## start

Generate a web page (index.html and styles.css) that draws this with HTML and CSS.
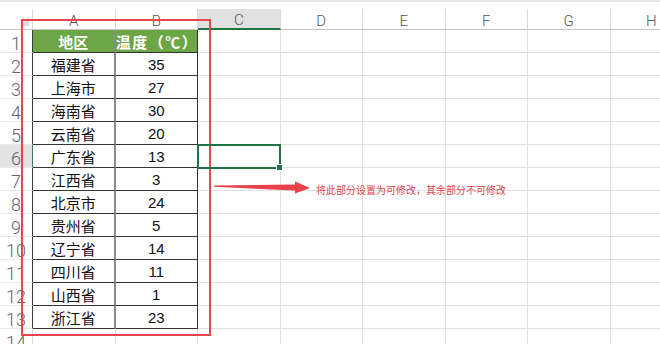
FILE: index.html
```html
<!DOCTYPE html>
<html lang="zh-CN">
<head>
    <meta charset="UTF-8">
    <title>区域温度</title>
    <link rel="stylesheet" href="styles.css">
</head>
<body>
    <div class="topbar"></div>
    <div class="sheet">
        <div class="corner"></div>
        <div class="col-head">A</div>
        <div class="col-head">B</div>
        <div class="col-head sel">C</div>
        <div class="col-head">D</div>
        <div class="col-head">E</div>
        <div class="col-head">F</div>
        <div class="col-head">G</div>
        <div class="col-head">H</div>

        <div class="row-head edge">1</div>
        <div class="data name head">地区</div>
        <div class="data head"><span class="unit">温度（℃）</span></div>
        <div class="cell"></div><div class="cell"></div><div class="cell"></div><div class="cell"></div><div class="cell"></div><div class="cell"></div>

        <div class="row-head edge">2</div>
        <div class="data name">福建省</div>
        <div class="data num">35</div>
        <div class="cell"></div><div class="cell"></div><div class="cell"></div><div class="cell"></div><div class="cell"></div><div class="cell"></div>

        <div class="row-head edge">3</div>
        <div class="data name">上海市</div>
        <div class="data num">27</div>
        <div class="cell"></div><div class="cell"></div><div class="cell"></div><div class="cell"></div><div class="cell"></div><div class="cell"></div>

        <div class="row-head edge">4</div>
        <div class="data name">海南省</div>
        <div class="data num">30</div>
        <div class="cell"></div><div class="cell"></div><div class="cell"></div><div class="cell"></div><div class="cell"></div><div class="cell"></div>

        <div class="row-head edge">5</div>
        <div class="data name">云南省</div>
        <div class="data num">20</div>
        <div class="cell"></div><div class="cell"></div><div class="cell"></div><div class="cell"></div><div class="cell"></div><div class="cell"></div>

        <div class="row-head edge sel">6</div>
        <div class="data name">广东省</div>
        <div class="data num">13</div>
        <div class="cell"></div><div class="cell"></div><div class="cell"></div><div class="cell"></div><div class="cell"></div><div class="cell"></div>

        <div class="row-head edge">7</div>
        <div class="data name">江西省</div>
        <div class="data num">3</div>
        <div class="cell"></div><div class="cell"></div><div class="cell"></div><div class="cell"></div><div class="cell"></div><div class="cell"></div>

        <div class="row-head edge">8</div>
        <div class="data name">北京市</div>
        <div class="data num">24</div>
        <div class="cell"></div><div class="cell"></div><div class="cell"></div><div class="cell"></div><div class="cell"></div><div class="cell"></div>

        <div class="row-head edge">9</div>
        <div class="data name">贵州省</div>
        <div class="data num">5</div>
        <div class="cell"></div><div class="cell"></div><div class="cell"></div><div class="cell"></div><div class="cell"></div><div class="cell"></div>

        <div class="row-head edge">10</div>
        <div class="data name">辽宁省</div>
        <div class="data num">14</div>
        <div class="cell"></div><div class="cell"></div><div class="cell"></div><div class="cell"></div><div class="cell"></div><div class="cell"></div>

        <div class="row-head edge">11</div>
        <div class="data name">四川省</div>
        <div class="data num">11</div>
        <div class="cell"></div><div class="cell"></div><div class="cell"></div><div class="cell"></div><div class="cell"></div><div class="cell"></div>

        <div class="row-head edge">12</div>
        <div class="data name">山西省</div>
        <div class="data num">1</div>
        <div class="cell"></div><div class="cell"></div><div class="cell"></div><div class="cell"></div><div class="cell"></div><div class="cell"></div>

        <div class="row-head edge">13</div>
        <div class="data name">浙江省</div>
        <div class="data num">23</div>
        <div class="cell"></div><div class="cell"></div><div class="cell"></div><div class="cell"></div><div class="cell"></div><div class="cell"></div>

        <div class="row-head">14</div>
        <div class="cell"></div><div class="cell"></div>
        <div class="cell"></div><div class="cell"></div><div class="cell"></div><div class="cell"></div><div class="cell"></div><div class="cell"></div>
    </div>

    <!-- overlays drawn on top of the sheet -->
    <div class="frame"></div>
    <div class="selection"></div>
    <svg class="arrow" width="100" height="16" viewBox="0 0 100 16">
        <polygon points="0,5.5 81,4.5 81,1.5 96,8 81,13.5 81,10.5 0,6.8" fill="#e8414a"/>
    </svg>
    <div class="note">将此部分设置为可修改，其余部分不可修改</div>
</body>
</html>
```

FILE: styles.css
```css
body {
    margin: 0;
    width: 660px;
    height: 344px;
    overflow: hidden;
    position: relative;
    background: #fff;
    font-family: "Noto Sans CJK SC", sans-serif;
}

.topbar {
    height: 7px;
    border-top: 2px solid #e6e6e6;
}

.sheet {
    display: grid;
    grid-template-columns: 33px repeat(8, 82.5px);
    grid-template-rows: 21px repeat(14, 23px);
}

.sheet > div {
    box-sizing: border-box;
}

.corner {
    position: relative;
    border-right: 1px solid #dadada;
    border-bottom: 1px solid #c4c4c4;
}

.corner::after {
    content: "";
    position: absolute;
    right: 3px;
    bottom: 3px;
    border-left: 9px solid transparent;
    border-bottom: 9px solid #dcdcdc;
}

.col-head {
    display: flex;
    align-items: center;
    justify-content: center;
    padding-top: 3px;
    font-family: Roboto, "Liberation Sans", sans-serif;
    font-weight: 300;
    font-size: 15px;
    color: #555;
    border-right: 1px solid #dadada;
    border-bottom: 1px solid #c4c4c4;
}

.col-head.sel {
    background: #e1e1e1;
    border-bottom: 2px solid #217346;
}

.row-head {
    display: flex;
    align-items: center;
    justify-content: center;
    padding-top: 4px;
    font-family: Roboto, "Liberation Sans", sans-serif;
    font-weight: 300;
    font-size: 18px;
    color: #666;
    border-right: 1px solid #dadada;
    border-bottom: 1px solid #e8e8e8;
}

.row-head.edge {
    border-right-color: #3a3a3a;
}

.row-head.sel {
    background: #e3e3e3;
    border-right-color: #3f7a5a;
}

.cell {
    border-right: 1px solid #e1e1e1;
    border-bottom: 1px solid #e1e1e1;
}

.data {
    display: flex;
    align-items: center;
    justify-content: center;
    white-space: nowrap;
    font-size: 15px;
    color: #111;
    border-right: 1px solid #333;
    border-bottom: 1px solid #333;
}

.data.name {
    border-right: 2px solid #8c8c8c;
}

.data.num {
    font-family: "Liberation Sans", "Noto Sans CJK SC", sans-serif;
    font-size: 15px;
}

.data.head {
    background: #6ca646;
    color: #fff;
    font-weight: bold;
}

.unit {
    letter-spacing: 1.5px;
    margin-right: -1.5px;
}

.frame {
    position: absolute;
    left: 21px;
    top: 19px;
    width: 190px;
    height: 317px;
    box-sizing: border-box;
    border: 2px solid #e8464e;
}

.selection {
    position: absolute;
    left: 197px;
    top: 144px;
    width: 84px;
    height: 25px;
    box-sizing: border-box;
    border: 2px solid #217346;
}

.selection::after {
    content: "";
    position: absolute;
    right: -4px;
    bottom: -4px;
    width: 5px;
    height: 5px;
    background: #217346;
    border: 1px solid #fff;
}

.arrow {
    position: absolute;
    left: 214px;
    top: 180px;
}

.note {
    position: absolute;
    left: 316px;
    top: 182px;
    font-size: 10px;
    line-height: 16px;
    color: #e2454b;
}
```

## end

SET PROBLEM
Omit the pictures, then output the rest of the listing exactly.

EXERCISE RESPONSE
Generate a web page (index.html and styles.css) that draws this with HTML and CSS.
FILE: index.html
```html
<!DOCTYPE html>
<html lang="zh-CN">
<head>
    <meta charset="UTF-8">
    <title>区域温度</title>
    <link rel="stylesheet" href="styles.css">
</head>
<body>
    <div class="topbar"></div>
    <div class="sheet">
        <div class="corner"></div>
        <div class="col-head">A</div>
        <div class="col-head">B</div>
        <div class="col-head sel">C</div>
        <div class="col-head">D</div>
        <div class="col-head">E</div>
        <div class="col-head">F</div>
        <div class="col-head">G</div>
        <div class="col-head">H</div>

        <div class="row-head edge">1</div>
        <div class="data name head">地区</div>
        <div class="data head"><span class="unit">温度（℃）</span></div>
        <div class="cell"></div><div class="cell"></div><div class="cell"></div><div class="cell"></div><div class="cell"></div><div class="cell"></div>

        <div class="row-head edge">2</div>
        <div class="data name">福建省</div>
        <div class="data num">35</div>
        <div class="cell"></div><div class="cell"></div><div class="cell"></div><div class="cell"></div><div class="cell"></div><div class="cell"></div>

        <div class="row-head edge">3</div>
        <div class="data name">上海市</div>
        <div class="data num">27</div>
        <div class="cell"></div><div class="cell"></div><div class="cell"></div><div class="cell"></div><div class="cell"></div><div class="cell"></div>

        <div class="row-head edge">4</div>
        <div class="data name">海南省</div>
        <div class="data num">30</div>
        <div class="cell"></div><div class="cell"></div><div class="cell"></div><div class="cell"></div><div class="cell"></div><div class="cell"></div>

        <div class="row-head edge">5</div>
        <div class="data name">云南省</div>
        <div class="data num">20</div>
        <div class="cell"></div><div class="cell"></div><div class="cell"></div><div class="cell"></div><div class="cell"></div><div class="cell"></div>

        <div class="row-head edge sel">6</div>
        <div class="data name">广东省</div>
        <div class="data num">13</div>
        <div class="cell"></div><div class="cell"></div><div class="cell"></div><div class="cell"></div><div class="cell"></div><div class="cell"></div>

        <div class="row-head edge">7</div>
        <div class="data name">江西省</div>
        <div class="data num">3</div>
        <div class="cell"></div><div class="cell"></div><div class="cell"></div><div class="cell"></div><div class="cell"></div><div class="cell"></div>

        <div class="row-head edge">8</div>
        <div class="data name">北京市</div>
        <div class="data num">24</div>
        <div class="cell"></div><div class="cell"></div><div class="cell"></div><div class="cell"></div><div class="cell"></div><div class="cell"></div>

        <div class="row-head edge">9</div>
        <div class="data name">贵州省</div>
        <div class="data num">5</div>
        <div class="cell"></div><div class="cell"></div><div class="cell"></div><div class="cell"></div><div class="cell"></div><div class="cell"></div>

        <div class="row-head edge">10</div>
        <div class="data name">辽宁省</div>
        <div class="data num">14</div>
        <div class="cell"></div><div class="cell"></div><div class="cell"></div><div class="cell"></div><div class="cell"></div><div class="cell"></div>

        <div class="row-head edge">11</div>
        <div class="data name">四川省</div>
        <div class="data num">11</div>
        <div class="cell"></div><div class="cell"></div><div class="cell"></div><div class="cell"></div><div class="cell"></div><div class="cell"></div>

        <div class="row-head edge">12</div>
        <div class="data name">山西省</div>
        <div class="data num">1</div>
        <div class="cell"></div><div class="cell"></div><div class="cell"></div><div class="cell"></div><div class="cell"></div><div class="cell"></div>

        <div class="row-head edge">13</div>
        <div class="data name">浙江省</div>
        <div class="data num">23</div>
        <div class="cell"></div><div class="cell"></div><div class="cell"></div><div class="cell"></div><div class="cell"></div><div class="cell"></div>

        <div class="row-head">14</div>
        <div class="cell"></div><div class="cell"></div>
        <div class="cell"></div><div class="cell"></div><div class="cell"></div><div class="cell"></div><div class="cell"></div><div class="cell"></div>
    </div>

    <!-- overlays drawn on top of the sheet -->
    <div class="frame"></div>
    <div class="selection"></div>
    <svg class="arrow" width="100" height="16" viewBox="0 0 100 16">
        <polygon points="0,5.5 81,4.5 81,1.5 96,8 81,13.5 81,10.5 0,6.8" fill="#e8414a"/>
    </svg>
    <div class="note">将此部分设置为可修改，其余部分不可修改</div>
</body>
</html>
```

FILE: styles.css
```css
body {
    margin: 0;
    width: 660px;
    height: 344px;
    overflow: hidden;
    position: relative;
    background: #fff;
    font-family: "Noto Sans CJK SC", sans-serif;
}

.topbar {
    height: 7px;
    border-top: 2px solid #e6e6e6;
}

.sheet {
    display: grid;
    grid-template-columns: 33px repeat(8, 82.5px);
    grid-template-rows: 21px repeat(14, 23px);
}

.sheet > div {
    box-sizing: border-box;
}

.corner {
    position: relative;
    border-right: 1px solid #dadada;
    border-bottom: 1px solid #c4c4c4;
}

.corner::after {
    content: "";
    position: absolute;
    right: 3px;
    bottom: 3px;
    border-left: 9px solid transparent;
    border-bottom: 9px solid #dcdcdc;
}

.col-head {
    display: flex;
    align-items: center;
    justify-content: center;
    padding-top: 3px;
    font-family: Roboto, "Liberation Sans", sans-serif;
    font-weight: 300;
    font-size: 15px;
    color: #555;
    border-right: 1px solid #dadada;
    border-bottom: 1px solid #c4c4c4;
}

.col-head.sel {
    background: #e1e1e1;
    border-bottom: 2px solid #217346;
}

.row-head {
    display: flex;
    align-items: center;
    justify-content: center;
    padding-top: 4px;
    font-family: Roboto, "Liberation Sans", sans-serif;
    font-weight: 300;
    font-size: 18px;
    color: #666;
    border-right: 1px solid #dadada;
    border-bottom: 1px solid #e8e8e8;
}

.row-head.edge {
    border-right-color: #3a3a3a;
}

.row-head.sel {
    background: #e3e3e3;
    border-right-color: #3f7a5a;
}

.cell {
    border-right: 1px solid #e1e1e1;
    border-bottom: 1px solid #e1e1e1;
}

.data {
    display: flex;
    align-items: center;
    justify-content: center;
    white-space: nowrap;
    font-size: 15px;
    color: #111;
    border-right: 1px solid #333;
    border-bottom: 1px solid #333;
}

.data.name {
    border-right: 2px solid #8c8c8c;
}

.data.num {
    font-family: "Liberation Sans", "Noto Sans CJK SC", sans-serif;
    font-size: 15px;
}

.data.head {
    background: #6ca646;
    color: #fff;
    font-weight: bold;
}

.unit {
    letter-spacing: 1.5px;
    margin-right: -1.5px;
}

.frame {
    position: absolute;
    left: 21px;
    top: 19px;
    width: 190px;
    height: 317px;
    box-sizing: border-box;
    border: 2px solid #e8464e;
}

.selection {
    position: absolute;
    left: 197px;
    top: 144px;
    width: 84px;
    height: 25px;
    box-sizing: border-box;
    border: 2px solid #217346;
}

.selection::after {
    content: "";
    position: absolute;
    right: -4px;
    bottom: -4px;
    width: 5px;
    height: 5px;
    background: #217346;
    border: 1px solid #fff;
}

.arrow {
    position: absolute;
    left: 214px;
    top: 180px;
}

.note {
    position: absolute;
    left: 316px;
    top: 182px;
    font-size: 10px;
    line-height: 16px;
    color: #e2454b;
}
```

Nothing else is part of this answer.